STATED GOAL =>
Wherever a line in the data below holds "this", copy that line.

■ ■ ■

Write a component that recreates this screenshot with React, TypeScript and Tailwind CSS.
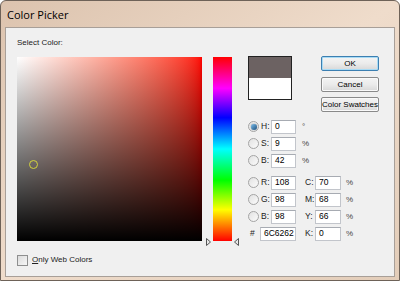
import { useState } from "react";

const ui = { fontFamily: '"Liberation Sans", Arial, sans-serif' };

const Radio = ({ on }: { on?: boolean }) => (
  <span className="relative flex h-[11px] w-[11px] shrink-0 items-center justify-center rounded-full border border-[#a4a4a4] bg-gradient-to-br from-[#e2e2e2] to-[#fbfbfb]">
    {on && <span className="h-[6px] w-[6px] rounded-full bg-gradient-to-br from-[#7cc0ee] to-[#1d4f7c] shadow-[0_0_1px_#123]" />}
  </span>
);

const Field = ({ value, w = "w-[25px]" }: { value: string; w?: string }) => (
  <div className={`${w} flex h-[14px] items-center overflow-hidden whitespace-nowrap border border-[#c2c5cb] border-t-[#a7abb2] bg-white pl-[3px] text-[8.5px] text-black`}>
    {value}
  </div>
);

const Btn = ({ label, def }: { label: string; def?: boolean }) => (
  <button
    className={`flex h-[15px] w-[58px] items-center justify-center whitespace-nowrap rounded-[2px] border p-0 text-[8px] text-black ${
      def ? "border-[#3c7fb1] shadow-[inset_0_0_0_1px_#a8dbf5]" : "border-[#8a8a8a] shadow-[inset_0_0_0_1px_#fafafa]"
    } bg-gradient-to-b from-[#f4f4f4] via-[#ebebeb] to-[#d8d8d8]`}
  >
    {label}
  </button>
);

const Row = ({
  label,
  value,
  unit,
  on,
  children,
}: {
  label: string;
  value: string;
  unit?: string;
  on?: boolean;
  children?: React.ReactNode;
}) => (
  <div className="flex h-[17px] items-center">
    <Radio on={on} />
    <span className="ml-[2px] w-[10px] text-[8.5px] text-[#222]">{label}</span>
    <Field value={value} />
    {unit !== undefined && <span className="ml-[6px] text-[8px] text-[#444]">{unit}</span>}
    {children}
  </div>
);

const Cmyk = ({ label, value }: { label: string; value: string }) => (
  <div className="ml-[9px] flex items-center">
    <span className="w-[10px] text-[8.5px] text-[#222]">{label}</span>
    <Field value={value} w="w-[26px]" />
    <span className="ml-[5px] text-[8px] text-[#444]">%</span>
  </div>
);

export default function App() {
  const [web, setWeb] = useState(false);
  return (
    <div
      className="flex h-[281px] w-[400px] flex-col rounded-t-[6px] border border-[#6e6258] bg-gradient-to-br from-[#dcc3ae] via-[#efdccb] to-[#e3cdb9] px-[4px] pb-[3px]"
      style={ui}
    >
      <div
        className="flex h-[26px] items-center pl-[2px] pt-[3px] text-[11px] text-black"
        style={{ fontFamily: '"Open Sans", "Noto Sans", sans-serif' }}
      >
        Color Picker
      </div>
      <div className="flex flex-1 flex-col border border-[#a89f98] bg-[#f0f0f0] pl-[11px]">
        <div className="mt-[10px] h-[10px] text-[8px] leading-[10px] text-[#222]">Select Color:</div>
        <div className="mt-[9px] flex items-start">
          {/* saturation / brightness field */}
          <div className="relative h-[184px] w-[185px] bg-gradient-to-r from-white to-[#ff0000]">
            <div className="absolute inset-0 bg-gradient-to-b from-transparent to-black" />
            <div className="absolute left-[12px] top-[103px] h-[9px] w-[9px] rounded-full border border-[#d4d43c]" />
          </div>
          {/* hue slider */}
          <div className="relative ml-[11px] h-[184px] w-[19px] bg-[linear-gradient(to_bottom,#ff0000,#ff00ff_17%,#0000ff_33%,#00ffff_50%,#00ff00_67%,#ffff00_83%,#ff0000)]">
            <svg className="absolute -left-[7px] bottom-[-5px]" width="5" height="8" viewBox="0 0 5 8">
              <path d="M0.5 0.5 L4.5 4 L0.5 7.5 Z" fill="#e8e8e8" stroke="#555" />
            </svg>
            <svg className="absolute -right-[7px] bottom-[-5px]" width="5" height="8" viewBox="0 0 5 8">
              <path d="M4.5 0.5 L0.5 4 L4.5 7.5 Z" fill="#e8e8e8" stroke="#555" />
            </svg>
          </div>
          {/* right side */}
          <div className="-mt-[1px] ml-[16px] flex flex-col">
            <div className="flex items-start">
              <div className="flex h-[44px] w-[44px] flex-col border border-[#222]">
                <div className="flex-1 bg-[#6c6262]" />
                <div className="flex-1 bg-white" />
              </div>
              <div className="ml-[29px] flex flex-col">
                <Btn label="OK" def />
                <div className="mt-[6px]">
                  <Btn label="Cancel" />
                </div>
                <div className="mt-[5px]">
                  <Btn label="Color Swatches" />
                </div>
              </div>
            </div>
            <div className="mt-[6px] flex flex-col">
              <Row label="H:" value="0" unit="°" on />
              <Row label="S:" value="9" unit="%" />
              <Row label="B:" value="42" unit="%" />
            </div>
            <div className="mt-[5px] flex flex-col">
              <Row label="R:" value="108">
                <Cmyk label="C:" value="70" />
              </Row>
              <Row label="G:" value="98">
                <Cmyk label="M:" value="68" />
              </Row>
              <Row label="B:" value="98">
                <Cmyk label="Y:" value="66" />
              </Row>
              <div className="flex h-[17px] items-center">
                <span className="w-[12px] pl-[2px] text-[8.5px] text-[#222]">#</span>
                <Field value="6C6262" w="w-[36px]" />
                <Cmyk label="K:" value="0" />
              </div>
            </div>
          </div>
        </div>
        <label className="mt-[12px] flex cursor-default items-center" onClick={() => setWeb(!web)}>
          <span className="flex h-[11px] w-[11px] items-center justify-center border border-[#8e8f8f] bg-gradient-to-br from-[#dcdcdc] to-[#f7f7f7] text-[8px] leading-none">
            {web ? "✓" : ""}
          </span>
          <span className="ml-[4px] text-[8px] text-[#222]">
            <span className="underline">O</span>nly Web Colors
          </span>
        </label>
      </div>
    </div>
  );
}
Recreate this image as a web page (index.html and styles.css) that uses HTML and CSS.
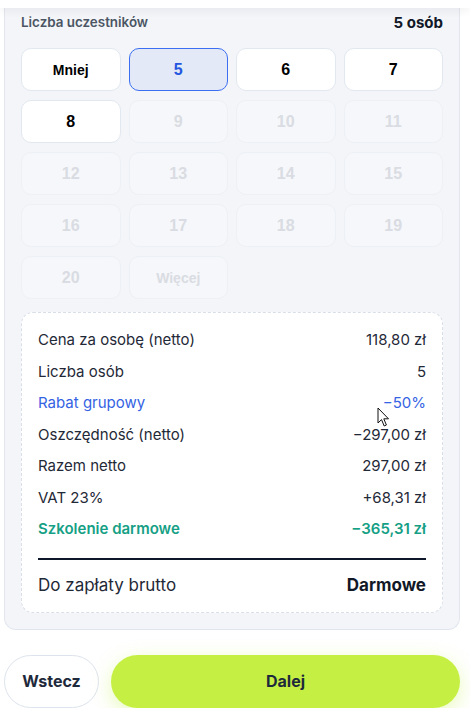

■ ■ ■

EXPECTED ANSWER =>
Write a component that recreates this screenshot with React, TypeScript and Tailwind CSS.
Recreate this image as a web page (index.html and styles.css) that uses HTML and CSS.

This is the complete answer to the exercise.